DATA:
================
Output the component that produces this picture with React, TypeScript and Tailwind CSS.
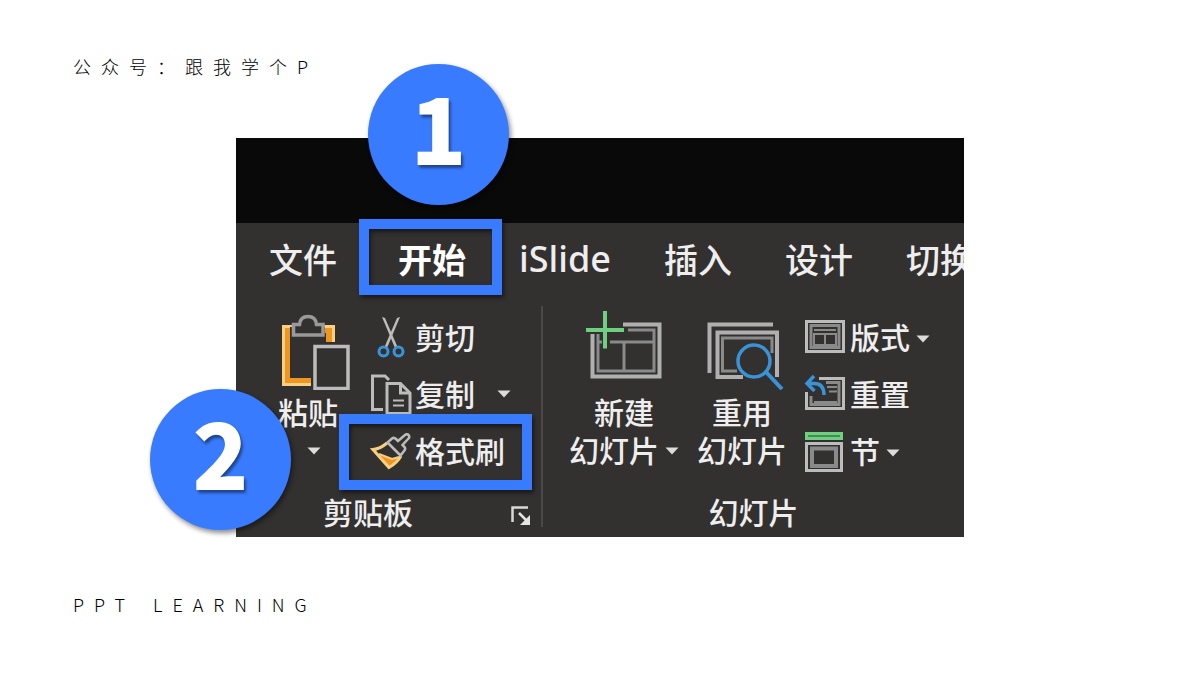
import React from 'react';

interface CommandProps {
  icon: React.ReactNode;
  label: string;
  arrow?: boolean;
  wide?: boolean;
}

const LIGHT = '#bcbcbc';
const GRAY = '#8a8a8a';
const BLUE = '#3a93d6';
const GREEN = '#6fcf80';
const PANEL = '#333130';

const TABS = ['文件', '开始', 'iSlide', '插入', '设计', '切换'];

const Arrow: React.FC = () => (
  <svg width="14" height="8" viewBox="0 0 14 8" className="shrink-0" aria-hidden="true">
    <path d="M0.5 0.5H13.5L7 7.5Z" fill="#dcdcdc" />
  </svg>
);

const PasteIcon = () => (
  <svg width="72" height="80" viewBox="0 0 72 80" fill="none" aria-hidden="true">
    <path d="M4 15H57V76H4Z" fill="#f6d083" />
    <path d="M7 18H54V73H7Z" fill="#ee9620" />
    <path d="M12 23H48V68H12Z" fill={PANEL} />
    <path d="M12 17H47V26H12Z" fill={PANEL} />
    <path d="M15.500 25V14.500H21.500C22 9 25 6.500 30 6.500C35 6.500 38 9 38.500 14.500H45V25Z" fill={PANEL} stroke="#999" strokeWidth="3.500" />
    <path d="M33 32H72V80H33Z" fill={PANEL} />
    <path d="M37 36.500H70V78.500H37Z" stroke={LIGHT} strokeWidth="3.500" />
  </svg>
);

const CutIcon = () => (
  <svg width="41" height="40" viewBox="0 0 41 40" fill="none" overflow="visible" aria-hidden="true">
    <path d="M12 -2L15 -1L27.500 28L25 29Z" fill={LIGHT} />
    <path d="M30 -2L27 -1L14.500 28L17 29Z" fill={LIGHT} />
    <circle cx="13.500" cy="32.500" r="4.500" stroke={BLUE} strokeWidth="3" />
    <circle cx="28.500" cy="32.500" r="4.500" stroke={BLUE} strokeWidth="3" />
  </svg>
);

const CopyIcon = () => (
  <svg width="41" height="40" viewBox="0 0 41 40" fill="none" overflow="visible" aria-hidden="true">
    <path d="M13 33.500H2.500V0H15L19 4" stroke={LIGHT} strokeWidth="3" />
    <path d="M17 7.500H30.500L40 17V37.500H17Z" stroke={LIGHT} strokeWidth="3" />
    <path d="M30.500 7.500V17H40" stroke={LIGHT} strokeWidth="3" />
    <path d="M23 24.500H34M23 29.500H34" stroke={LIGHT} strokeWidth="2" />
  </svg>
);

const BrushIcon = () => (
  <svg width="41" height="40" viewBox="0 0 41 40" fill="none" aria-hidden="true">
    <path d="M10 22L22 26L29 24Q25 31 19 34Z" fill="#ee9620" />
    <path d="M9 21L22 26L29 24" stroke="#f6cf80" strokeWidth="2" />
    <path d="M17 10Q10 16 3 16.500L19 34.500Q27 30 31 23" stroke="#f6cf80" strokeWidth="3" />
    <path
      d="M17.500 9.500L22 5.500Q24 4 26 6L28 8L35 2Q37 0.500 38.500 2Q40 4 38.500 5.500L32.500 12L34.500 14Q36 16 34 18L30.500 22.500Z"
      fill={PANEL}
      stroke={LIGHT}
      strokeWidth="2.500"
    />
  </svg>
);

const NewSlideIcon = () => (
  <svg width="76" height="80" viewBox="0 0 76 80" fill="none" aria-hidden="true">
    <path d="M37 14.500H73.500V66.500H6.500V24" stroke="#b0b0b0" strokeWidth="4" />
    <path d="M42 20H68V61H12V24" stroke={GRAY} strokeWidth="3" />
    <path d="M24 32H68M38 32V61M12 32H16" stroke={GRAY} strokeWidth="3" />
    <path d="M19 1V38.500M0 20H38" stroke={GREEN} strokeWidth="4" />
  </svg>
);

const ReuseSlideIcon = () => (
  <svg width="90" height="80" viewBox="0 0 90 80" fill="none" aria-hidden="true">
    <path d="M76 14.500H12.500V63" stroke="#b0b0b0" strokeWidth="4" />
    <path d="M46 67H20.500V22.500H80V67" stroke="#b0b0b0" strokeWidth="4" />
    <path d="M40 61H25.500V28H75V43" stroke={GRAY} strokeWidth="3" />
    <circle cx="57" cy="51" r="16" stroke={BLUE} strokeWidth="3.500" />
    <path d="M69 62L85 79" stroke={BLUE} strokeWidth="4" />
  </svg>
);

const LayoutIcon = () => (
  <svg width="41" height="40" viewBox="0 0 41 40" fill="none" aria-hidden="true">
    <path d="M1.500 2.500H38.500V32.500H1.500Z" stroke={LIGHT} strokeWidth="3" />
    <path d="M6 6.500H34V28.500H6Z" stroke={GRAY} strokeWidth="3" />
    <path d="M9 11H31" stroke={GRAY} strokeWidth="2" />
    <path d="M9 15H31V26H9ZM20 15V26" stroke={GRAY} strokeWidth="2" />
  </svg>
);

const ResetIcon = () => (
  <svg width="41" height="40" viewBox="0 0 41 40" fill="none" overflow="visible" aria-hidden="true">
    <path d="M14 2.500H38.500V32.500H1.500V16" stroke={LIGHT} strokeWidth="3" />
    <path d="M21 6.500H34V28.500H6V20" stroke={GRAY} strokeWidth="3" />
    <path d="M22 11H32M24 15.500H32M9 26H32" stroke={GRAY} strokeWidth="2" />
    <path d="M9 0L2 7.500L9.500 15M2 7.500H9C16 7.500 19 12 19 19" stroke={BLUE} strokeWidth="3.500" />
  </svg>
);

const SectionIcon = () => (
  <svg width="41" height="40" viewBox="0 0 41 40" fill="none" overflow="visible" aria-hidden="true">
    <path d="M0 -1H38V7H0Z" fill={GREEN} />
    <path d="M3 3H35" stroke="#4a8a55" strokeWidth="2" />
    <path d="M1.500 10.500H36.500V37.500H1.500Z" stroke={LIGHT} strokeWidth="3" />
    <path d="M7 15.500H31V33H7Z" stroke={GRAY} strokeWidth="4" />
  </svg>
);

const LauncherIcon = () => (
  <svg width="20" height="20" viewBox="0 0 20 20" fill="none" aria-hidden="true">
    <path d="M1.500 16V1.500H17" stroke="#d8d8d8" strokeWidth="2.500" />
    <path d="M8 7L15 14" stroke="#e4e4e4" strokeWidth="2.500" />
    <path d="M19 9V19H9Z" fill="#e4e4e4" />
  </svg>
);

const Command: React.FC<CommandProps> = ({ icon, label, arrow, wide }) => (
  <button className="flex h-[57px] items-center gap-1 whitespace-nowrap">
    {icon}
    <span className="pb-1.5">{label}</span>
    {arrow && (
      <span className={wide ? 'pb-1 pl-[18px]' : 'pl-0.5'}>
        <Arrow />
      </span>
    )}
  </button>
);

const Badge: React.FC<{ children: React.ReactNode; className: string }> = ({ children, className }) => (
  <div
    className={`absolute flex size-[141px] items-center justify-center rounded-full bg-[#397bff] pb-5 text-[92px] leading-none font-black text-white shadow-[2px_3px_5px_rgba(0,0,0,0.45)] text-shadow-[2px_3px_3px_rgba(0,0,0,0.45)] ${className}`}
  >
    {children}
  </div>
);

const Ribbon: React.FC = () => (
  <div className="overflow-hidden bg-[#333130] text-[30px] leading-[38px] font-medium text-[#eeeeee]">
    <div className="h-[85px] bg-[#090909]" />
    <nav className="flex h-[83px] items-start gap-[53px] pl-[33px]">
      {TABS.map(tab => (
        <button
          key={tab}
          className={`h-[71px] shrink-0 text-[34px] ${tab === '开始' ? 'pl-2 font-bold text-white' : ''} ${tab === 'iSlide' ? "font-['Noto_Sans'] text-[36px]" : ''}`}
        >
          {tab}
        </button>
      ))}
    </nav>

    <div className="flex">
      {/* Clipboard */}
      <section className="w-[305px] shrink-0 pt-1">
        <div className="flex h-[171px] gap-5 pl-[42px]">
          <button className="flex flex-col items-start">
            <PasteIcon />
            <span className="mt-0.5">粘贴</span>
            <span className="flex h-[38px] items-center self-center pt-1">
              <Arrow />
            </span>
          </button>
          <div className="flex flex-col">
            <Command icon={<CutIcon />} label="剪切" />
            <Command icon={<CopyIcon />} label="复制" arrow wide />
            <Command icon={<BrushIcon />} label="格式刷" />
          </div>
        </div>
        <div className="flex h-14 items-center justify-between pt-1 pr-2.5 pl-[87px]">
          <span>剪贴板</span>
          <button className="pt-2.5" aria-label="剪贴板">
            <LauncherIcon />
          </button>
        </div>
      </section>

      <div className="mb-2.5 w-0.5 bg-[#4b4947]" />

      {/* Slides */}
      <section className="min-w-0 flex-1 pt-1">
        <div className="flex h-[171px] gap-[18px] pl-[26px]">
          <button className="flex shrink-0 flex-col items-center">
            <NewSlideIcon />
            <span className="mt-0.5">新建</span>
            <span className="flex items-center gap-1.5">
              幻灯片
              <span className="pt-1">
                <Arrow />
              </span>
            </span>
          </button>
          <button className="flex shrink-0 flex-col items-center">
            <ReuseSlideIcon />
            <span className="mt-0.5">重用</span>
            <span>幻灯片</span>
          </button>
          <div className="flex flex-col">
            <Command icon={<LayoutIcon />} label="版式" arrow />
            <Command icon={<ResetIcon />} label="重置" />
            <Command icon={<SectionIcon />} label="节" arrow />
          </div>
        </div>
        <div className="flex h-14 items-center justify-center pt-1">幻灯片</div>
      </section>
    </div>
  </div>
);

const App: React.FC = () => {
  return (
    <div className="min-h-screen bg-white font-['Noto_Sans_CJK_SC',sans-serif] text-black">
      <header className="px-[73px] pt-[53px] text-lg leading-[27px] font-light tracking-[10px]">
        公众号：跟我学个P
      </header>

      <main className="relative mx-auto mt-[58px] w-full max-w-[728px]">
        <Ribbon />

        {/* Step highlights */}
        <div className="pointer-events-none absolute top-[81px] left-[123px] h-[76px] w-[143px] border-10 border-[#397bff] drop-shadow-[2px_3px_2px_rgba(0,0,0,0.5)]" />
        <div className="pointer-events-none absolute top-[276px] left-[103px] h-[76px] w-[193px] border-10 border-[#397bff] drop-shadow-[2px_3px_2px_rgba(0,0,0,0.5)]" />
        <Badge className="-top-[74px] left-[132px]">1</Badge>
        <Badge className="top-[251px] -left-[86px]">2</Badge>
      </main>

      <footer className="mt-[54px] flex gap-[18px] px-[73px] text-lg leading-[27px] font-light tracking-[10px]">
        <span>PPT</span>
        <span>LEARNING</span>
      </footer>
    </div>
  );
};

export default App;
================
SET TASK: Your answer should be a single number: the count of lines that contain "React".

FULL RESPONSE: 8